**Instructions for the task:**
Your task is to give the listing below back word for word, pictures excluded.
-- Begin --
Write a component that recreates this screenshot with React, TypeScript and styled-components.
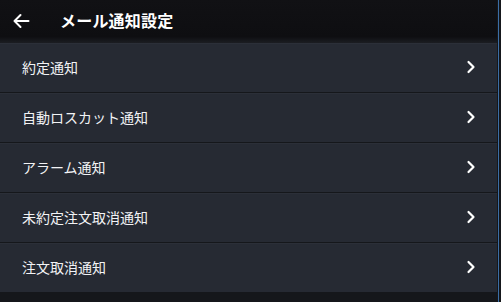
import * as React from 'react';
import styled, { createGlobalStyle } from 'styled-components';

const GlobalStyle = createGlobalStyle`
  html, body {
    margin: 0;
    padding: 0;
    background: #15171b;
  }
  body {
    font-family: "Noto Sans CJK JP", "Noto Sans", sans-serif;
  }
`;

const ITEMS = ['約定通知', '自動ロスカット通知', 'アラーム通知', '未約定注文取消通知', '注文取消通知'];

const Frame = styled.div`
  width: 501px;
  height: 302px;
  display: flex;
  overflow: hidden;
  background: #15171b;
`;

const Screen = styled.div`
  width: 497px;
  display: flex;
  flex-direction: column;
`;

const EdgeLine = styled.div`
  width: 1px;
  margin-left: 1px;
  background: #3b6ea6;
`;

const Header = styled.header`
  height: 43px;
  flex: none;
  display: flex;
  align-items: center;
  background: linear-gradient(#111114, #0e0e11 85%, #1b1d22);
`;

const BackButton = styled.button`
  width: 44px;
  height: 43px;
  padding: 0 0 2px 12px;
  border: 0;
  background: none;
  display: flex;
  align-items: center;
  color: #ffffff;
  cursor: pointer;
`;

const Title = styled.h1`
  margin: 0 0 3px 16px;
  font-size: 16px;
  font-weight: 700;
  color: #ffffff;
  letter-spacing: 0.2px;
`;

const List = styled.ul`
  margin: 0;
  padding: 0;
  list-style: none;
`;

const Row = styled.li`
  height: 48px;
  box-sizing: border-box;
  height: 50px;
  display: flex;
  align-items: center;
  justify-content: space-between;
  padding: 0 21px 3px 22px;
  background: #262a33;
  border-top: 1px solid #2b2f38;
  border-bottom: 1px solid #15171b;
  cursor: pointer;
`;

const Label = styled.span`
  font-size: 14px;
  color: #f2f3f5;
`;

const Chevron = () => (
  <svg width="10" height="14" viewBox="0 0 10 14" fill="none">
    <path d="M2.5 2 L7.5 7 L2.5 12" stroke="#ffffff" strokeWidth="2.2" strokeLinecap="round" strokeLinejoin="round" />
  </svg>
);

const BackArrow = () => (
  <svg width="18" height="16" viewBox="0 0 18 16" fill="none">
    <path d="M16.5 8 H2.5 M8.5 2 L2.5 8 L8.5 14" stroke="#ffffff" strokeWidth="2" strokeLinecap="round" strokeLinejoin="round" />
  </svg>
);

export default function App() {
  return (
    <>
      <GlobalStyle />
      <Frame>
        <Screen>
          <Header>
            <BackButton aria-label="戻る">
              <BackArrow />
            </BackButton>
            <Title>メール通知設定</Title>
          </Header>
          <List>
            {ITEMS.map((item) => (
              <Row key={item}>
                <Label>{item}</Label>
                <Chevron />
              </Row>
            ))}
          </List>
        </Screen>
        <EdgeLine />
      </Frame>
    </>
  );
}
-- End --
**Expected output:**
Write a component that recreates this screenshot with React, TypeScript and styled-components.
import * as React from 'react';
import styled, { createGlobalStyle } from 'styled-components';

const GlobalStyle = createGlobalStyle`
  html, body {
    margin: 0;
    padding: 0;
    background: #15171b;
  }
  body {
    font-family: "Noto Sans CJK JP", "Noto Sans", sans-serif;
  }
`;

const ITEMS = ['約定通知', '自動ロスカット通知', 'アラーム通知', '未約定注文取消通知', '注文取消通知'];

const Frame = styled.div`
  width: 501px;
  height: 302px;
  display: flex;
  overflow: hidden;
  background: #15171b;
`;

const Screen = styled.div`
  width: 497px;
  display: flex;
  flex-direction: column;
`;

const EdgeLine = styled.div`
  width: 1px;
  margin-left: 1px;
  background: #3b6ea6;
`;

const Header = styled.header`
  height: 43px;
  flex: none;
  display: flex;
  align-items: center;
  background: linear-gradient(#111114, #0e0e11 85%, #1b1d22);
`;

const BackButton = styled.button`
  width: 44px;
  height: 43px;
  padding: 0 0 2px 12px;
  border: 0;
  background: none;
  display: flex;
  align-items: center;
  color: #ffffff;
  cursor: pointer;
`;

const Title = styled.h1`
  margin: 0 0 3px 16px;
  font-size: 16px;
  font-weight: 700;
  color: #ffffff;
  letter-spacing: 0.2px;
`;

const List = styled.ul`
  margin: 0;
  padding: 0;
  list-style: none;
`;

const Row = styled.li`
  height: 48px;
  box-sizing: border-box;
  height: 50px;
  display: flex;
  align-items: center;
  justify-content: space-between;
  padding: 0 21px 3px 22px;
  background: #262a33;
  border-top: 1px solid #2b2f38;
  border-bottom: 1px solid #15171b;
  cursor: pointer;
`;

const Label = styled.span`
  font-size: 14px;
  color: #f2f3f5;
`;

const Chevron = () => (
  <svg width="10" height="14" viewBox="0 0 10 14" fill="none">
    <path d="M2.5 2 L7.5 7 L2.5 12" stroke="#ffffff" strokeWidth="2.2" strokeLinecap="round" strokeLinejoin="round" />
  </svg>
);

const BackArrow = () => (
  <svg width="18" height="16" viewBox="0 0 18 16" fill="none">
    <path d="M16.5 8 H2.5 M8.5 2 L2.5 8 L8.5 14" stroke="#ffffff" strokeWidth="2" strokeLinecap="round" strokeLinejoin="round" />
  </svg>
);

export default function App() {
  return (
    <>
      <GlobalStyle />
      <Frame>
        <Screen>
          <Header>
            <BackButton aria-label="戻る">
              <BackArrow />
            </BackButton>
            <Title>メール通知設定</Title>
          </Header>
          <List>
            {ITEMS.map((item) => (
              <Row key={item}>
                <Label>{item}</Label>
                <Chevron />
              </Row>
            ))}
          </List>
        </Screen>
        <EdgeLine />
      </Frame>
    </>
  );
}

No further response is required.